Engineers are hoping for more opportunities to innovate as they progress in their careers, and welcome Prime Minister Lee Hsien Loong's recent call for Singapore to rethink what engineering means.
They told The Straits Times that their jobs are limited to behind-the- scenes roles and their salaries do not match up with market benchmarks. Some raised concerns that mid-level engineers are not adequately compensated, unlike those in the financial sector.
During a visit to Silicon Valley in California last week, PM Lee met engineers - including Singaporeans working there - who expressed concerns about the situation here.
He agreed that Singapore firms do not always treat engineering as the core of the business, an attitude which needs to change. "They see it as a support function - my computer is broken, call an engineer and fix it... we really need to reposition our conception of what engineering is about, and how important engineering is to us."
Mr Lee's remarks come as the civil service pushes for more engineers in its ranks.
FAR FROM MUNDANE
Singapore is not suited for engineers who are innovators. People often have this perception that engineers only maintain things and do mundane tasks, but we consider ourselves to possess more than that.
COMPUTER ENGINEER KEVIN ONG
The gross monthly starting salary of engineering graduates from the National University of Singapore (NUS) and Nanyang Technological University (NTU) who started work in 2014 was $3,000 to $3,770, according to the Manpower Ministry.
Despite his starting pay of $3,300 being higher than most of his peers from other professions, process engineer Chua Qiru, 28, who works for an engineering procurement and construction firm, is worried that his increments as he progresses may not be as promising.
Some engineers with a few years of experience said their annual pay increase can be as little as $100.
Ms Eve Yap, director of marketing and corporate communications at ManpowerGroup Singapore, said the income gap between professional engineers and other professionals like doctors and lawyers "may be at least 1.5 times" as their careers progress.
People tend to shun the profession for other fields like banking as they perceive it to be dull, not as high-paying in the long term and involving work that gets their hands dirty.
Computer engineer Kevin Ong, 34, said engineers put in long hours but receive little recognition.

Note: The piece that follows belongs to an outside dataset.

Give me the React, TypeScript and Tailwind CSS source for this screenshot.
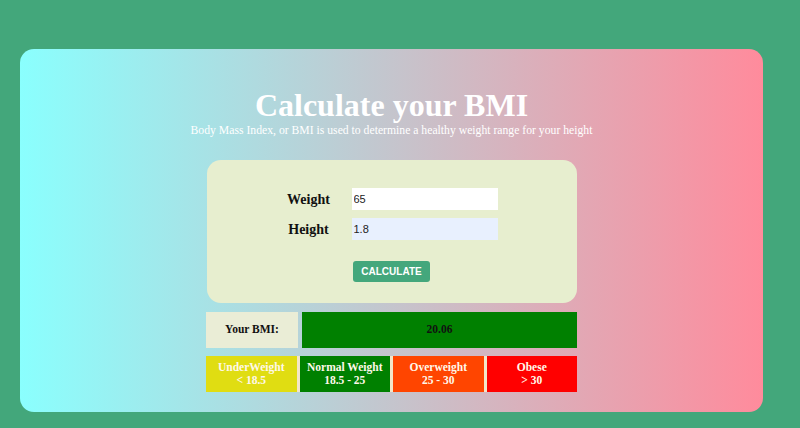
import React, { useState } from "react";

const serif = { fontFamily: '"Liberation Serif", "Times New Roman", serif' };

const categories = [
  { title: "UnderWeight", range: "< 18.5", bg: "bg-[#e0dd12]" },
  { title: "Normal Weight", range: "18.5 - 25", bg: "bg-[#008000]" },
  { title: "Overweight", range: "25 - 30", bg: "bg-[#ff4500]" },
  { title: "Obese", range: "> 30", bg: "bg-[#ff0000]" },
];

const App = () => {
  const [state, setState] = useState({ weight: "65", height: "1.8" });

  const onChange = (e: any) => {
    setState((prev) => ({ ...prev, [e.target.name]: e.target.value }));
  };

  return (
    <div className="w-[800px] h-[428px] bg-[#43a77b] overflow-hidden pt-[49px] pl-[20px]" style={serif}>
      <div className="w-[743px] h-[363px] rounded-[14px] bg-[linear-gradient(to_right,#8afffe,#ff8b9c)] flex flex-col items-center">
        <h1 className="mt-[38px] text-[32px] leading-[36px] font-bold text-white">
          Calculate your BMI
        </h1>
        <p className="text-[11.7px] leading-[15px] text-white">
          Body Mass Index, or BMI is used to determine a healthy weight range for your height
        </p>

        <div className="mt-[22px] w-[370px] h-[143px] rounded-[14px] bg-[#e7eecf] flex flex-col pt-[28px]">
          <div className="flex items-center">
            <label className="ml-[58px] w-[88px] text-center text-[14px] font-bold text-[#111]">Weight</label>
            <input
              name="weight"
              value={state.weight}
              onChange={onChange}
              className="ml-[-1px] w-[146px] h-[22px] bg-white px-[2px] text-[11px] text-[#222] outline-none"
              style={{ fontFamily: '"Liberation Sans", Arial, sans-serif' }}
            />
          </div>
          <div className="flex items-center mt-[8px]">
            <label className="ml-[58px] w-[88px] text-center text-[14px] font-bold text-[#111]">Height</label>
            <input
              name="height"
              value={state.height}
              onChange={onChange}
              className="ml-[-1px] w-[146px] h-[22px] bg-[#e8f0fe] px-[2px] text-[11px] text-[#222] outline-none"
              style={{ fontFamily: '"Liberation Sans", Arial, sans-serif' }}
            />
          </div>
          <div className="flex justify-center mt-[21px]">
            <button
              className="w-[77px] h-[21px] rounded-[3px] bg-[#44a77c] text-white text-[10px] font-bold"
              style={{ fontFamily: '"Liberation Sans", Arial, sans-serif' }}
            >
              CALCULATE
            </button>
          </div>
        </div>

        <div className="mt-[9px] w-[371px] h-[36px] flex gap-[4px]">
          <div className="w-[92px] bg-[#eaedd6] flex items-center justify-center text-[11.5px] font-bold text-[#111]">
            Your BMI:
          </div>
          <div className="flex-1 bg-[#008000] flex items-center justify-center text-[11.5px] font-bold text-[#111]">
            20.06
          </div>
        </div>

        <div className="mt-[8px] w-[371px] h-[36px] flex gap-[3px] bg-[#f3e6c8]">
          {categories.map((c) => (
            <div
              key={c.title}
              className={`flex-1 ${c.bg} flex flex-col items-center justify-center text-[11.5px] leading-[13px] font-bold text-[#fff8ea]`}
            >
              <span>{c.title}</span>
              <span>{c.range}</span>
            </div>
          ))}
        </div>
      </div>
    </div>
  );
};

export default App;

"Singapore is not suited for engineers who are innovators," said Mr Ong, who has been with a multinational corporation for the past four years. "There's this perception that engineers maintain things and do mundane tasks but we consider ourselves to possess more than that."
However, engineering courses continue to attract steady intakes. Last year, NTU took in more than 2,700 engineering students, and NUS accepted over 1,400, figures similar to those in previous years.
Other universities such as the Singapore University of Technology and Design and Singapore Institute of Technology, as well as private schools, also offer engineering courses.
Earlier this week, Deputy Prime Minister Teo Chee Hean said the Government will hire 1,000 engineers this year, expanding the existing pool by over 13 per cent. There are about 7,700 engineers in the public service. The Government will also review the salaries of public-sector engineers.
Mr Liu Fook Thim, 54, who was in the pioneer engineering class at the then Nanyang Technological Institute in 1981, hopes these new hires can be tapped to "lead and apply new technologies".
Mr Chong Kee Sen, president of the Institution of Engineers, Singapore, pointed out that the future economy will be driven by technology, and requires people with such expertise. He said job satisfaction has to be looked at too.
Engineers in the public service are doing more project management and coordination than hands-on engineering, he noted.
"The job itself must be interesting and challenging," he added. "If they don't have passion for their jobs, then it may be hard to retain them."